Hollywood’s Misogyny Attacks Sarah Jessica Parker Once Again
Typical of Hollywood, the first thing she was judged on instead of her acting was her appearance. She has been dealing with all sorts of criticism on her looks since she has gotten older, she’s 56 now. Parker is not the only one dealing with this – many of her costars have also been hated for how they have physically changed since their original roles many years ago.
Most of this criticism? Rooted in deep-seated misogyny from the industry and fans. Parker said as much in an interview with Vogue about this exact situation. “There’s so much misogynist chatter in response to us that would never. Happen. About. A. Man. Gray hair, gray hair, gray hair. Does she have gray hair?”

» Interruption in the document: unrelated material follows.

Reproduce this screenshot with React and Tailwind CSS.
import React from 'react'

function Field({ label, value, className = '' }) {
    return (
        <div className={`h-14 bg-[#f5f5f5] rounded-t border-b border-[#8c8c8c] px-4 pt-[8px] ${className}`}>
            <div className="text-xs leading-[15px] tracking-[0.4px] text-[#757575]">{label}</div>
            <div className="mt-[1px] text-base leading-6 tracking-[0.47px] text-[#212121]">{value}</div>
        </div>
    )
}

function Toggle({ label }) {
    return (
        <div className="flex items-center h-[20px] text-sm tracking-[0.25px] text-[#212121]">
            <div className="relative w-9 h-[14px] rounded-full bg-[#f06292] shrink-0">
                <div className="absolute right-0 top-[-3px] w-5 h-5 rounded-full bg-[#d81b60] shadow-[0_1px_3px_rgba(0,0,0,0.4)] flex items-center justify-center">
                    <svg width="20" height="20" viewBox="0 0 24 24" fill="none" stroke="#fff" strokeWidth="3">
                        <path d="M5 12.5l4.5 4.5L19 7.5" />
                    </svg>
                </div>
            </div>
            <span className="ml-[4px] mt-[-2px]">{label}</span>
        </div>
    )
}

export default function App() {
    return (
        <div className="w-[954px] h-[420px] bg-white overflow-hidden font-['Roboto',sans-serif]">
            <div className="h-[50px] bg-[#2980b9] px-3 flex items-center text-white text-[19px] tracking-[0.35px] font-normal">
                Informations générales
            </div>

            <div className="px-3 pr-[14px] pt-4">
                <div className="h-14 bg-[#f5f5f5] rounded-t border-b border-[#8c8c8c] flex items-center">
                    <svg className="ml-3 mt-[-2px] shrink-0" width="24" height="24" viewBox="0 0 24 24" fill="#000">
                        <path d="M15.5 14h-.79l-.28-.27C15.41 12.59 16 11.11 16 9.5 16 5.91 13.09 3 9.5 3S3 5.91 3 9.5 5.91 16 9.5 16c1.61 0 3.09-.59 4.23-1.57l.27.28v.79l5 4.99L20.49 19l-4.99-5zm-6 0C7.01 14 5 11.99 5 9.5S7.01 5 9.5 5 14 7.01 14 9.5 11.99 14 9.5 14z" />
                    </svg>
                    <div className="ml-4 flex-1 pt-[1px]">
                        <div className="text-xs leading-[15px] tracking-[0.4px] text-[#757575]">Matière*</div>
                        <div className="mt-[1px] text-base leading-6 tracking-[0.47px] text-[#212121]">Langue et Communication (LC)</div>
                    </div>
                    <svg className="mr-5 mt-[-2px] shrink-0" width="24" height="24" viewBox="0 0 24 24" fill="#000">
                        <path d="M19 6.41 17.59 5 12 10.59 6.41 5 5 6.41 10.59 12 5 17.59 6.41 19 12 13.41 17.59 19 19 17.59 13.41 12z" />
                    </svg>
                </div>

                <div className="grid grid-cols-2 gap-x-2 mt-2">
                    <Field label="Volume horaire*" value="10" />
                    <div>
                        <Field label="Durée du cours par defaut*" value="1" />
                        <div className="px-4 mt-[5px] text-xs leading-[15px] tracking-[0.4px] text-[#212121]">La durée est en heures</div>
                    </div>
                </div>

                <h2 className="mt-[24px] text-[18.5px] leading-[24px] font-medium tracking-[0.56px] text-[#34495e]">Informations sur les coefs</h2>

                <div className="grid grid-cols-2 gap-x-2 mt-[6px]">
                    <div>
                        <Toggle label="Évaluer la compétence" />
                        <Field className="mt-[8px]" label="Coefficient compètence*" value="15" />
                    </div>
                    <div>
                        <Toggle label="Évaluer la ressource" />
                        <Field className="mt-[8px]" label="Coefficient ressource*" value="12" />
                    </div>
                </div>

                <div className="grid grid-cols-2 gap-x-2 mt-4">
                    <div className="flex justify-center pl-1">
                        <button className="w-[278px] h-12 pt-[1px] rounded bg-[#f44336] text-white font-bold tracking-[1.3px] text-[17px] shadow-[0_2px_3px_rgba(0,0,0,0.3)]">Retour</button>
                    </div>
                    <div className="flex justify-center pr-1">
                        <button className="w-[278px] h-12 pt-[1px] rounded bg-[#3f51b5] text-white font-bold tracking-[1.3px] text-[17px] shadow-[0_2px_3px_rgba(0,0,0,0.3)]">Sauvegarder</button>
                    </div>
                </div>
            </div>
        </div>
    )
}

She had been out with her friends, her gray roots on display and it was all fans and paparazzi could focus on. Outraged she shot back about how this would never happen for male costars, which is the sad truth for many actresses in the industry.
“I’m sitting with Andy Cohen, and he has a full head of gray hair, and he’s exquisite,” she continued to say. “Why is it OK for him? I don’t know what to tell you people!”

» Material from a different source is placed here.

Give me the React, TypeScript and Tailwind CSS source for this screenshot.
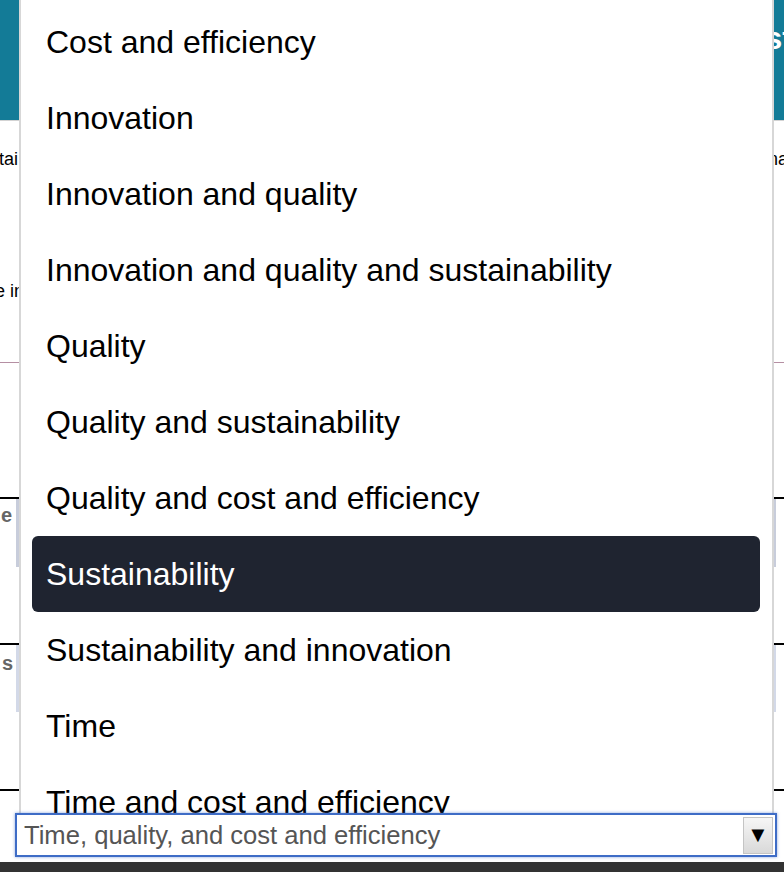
import React from "react";

const options = [
  "Cost and efficiency",
  "Innovation",
  "Innovation and quality",
  "Innovation and quality and sustainability",
  "Quality",
  "Quality and sustainability",
  "Quality and cost and efficiency",
  "Sustainability",
  "Sustainability and innovation",
  "Time",
  "Time and cost and efficiency",
  "Time, quality, and cost and efficiency",
];

const App: React.FC = () => {
  const selected = "Sustainability";

  return (
    <div className="relative w-[784px] h-[872px] overflow-hidden bg-white font-['Liberation_Sans',Arial,sans-serif] text-black">
      {/* page behind the open list */}
      <header className="h-[121px] bg-[#137b97] border-b border-[#d3d3d3] flex justify-end items-start pt-[18px]">
        <h1 className="-mr-[9px] text-[32px] leading-[40px] font-bold text-white">Sust</h1>
      </header>

      <div className="pt-[26px] flex justify-between text-[18px] leading-[24px]">
        <span className="-ml-[1px]">tai</span>
        <span className="-mr-[4px]">na</span>
      </div>
      <p className="mt-[108px] -ml-[5px] text-[18px] leading-[24px]">e in</p>

      <div className="mt-[59px] border-t border-[#b58fa3]" />

      <div className="mt-[134px] border-t-2 border-black">
        <div className="flex h-[68px]">
          <div className="w-[16px] flex justify-end pr-[4px] pt-[4px] text-[20px] leading-[24px] font-bold text-[#666]">e</div>
          <div className="flex-1 mr-[8px] border-x-[3px] border-[#c8cddb]" />
        </div>
      </div>

      <div className="mt-[76px] border-t-2 border-black">
        <div className="flex h-[67px]">
          <div className="w-[16px] flex justify-end pr-[3px] pt-[6px] text-[20px] leading-[24px] font-bold text-[#666]">s</div>
          <div className="flex-1 mr-[8px] border-x-[3px] border-[#d3d9e8]" />
        </div>
      </div>

      <div className="mt-[77px] border-t-2 border-black" />

      {/* focused select */}
      <div className="relative z-20 mt-[22px] mx-[15px] w-[762px] h-[44px] border-2 border-[#3e6cc6] bg-white shadow-[0_0_3px_rgba(62,108,198,0.6)] flex items-center justify-between">
        <span className="pl-[7px] text-[25.6px] leading-[30px] text-[#555]">{options[11]}</span>
        <span className="mr-[2px] w-[30px] h-[37px] flex items-center justify-center bg-gradient-to-b from-[#f6f6f6] to-[#d9d9d9] border border-[#c4c4c4] text-[22px] leading-none">
          ▼
        </span>
      </div>

      <div className="mt-[5px] h-[10px] bg-[#333]" />

      {/* open option list */}
      <div className="absolute left-[19px] top-0 z-10 w-[755px] h-[814px] overflow-hidden bg-white border-x-2 border-[#d7d7d7] pt-[4px] pl-[11px] pr-[12px]">
        {options.map((opt) => (
          <div
            key={opt}
            className={`h-[76px] px-[14px] flex items-center rounded-md text-[32px] leading-[40px] whitespace-nowrap ${
              opt === selected ? "bg-[#1f2430] text-white" : "text-black"
            }`}
          >
            {opt}
          </div>
        ))}
      </div>
    </div>
  );
};

export default App;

Social Media’s Role in Attacking Hollywood’s Actresses
Social media has its benefits and curses. It increases accessibility and communication across barriers, from celebrities to fans and vice versa. This, unfortunately, resulted in an increase in negative feedback from some of Parker’s fanbase. She claims it is hard for her to be authentic to herself when everyone is scrutinizing how she looks with numbers of likes, rude comments, and more.
“It almost feels as if people don’t want us to be perfectly OK with where we are as if they almost enjoy us being pained by who we are today, whether we choose to age naturally and not look perfect, or whether you do something if that makes you feel better.”
She claims that she knows she is aging but it is not something she can change and she refuses to disappear because of the ageist and sexist feedback she has been getting. It takes tough skin to bear witness to all of this.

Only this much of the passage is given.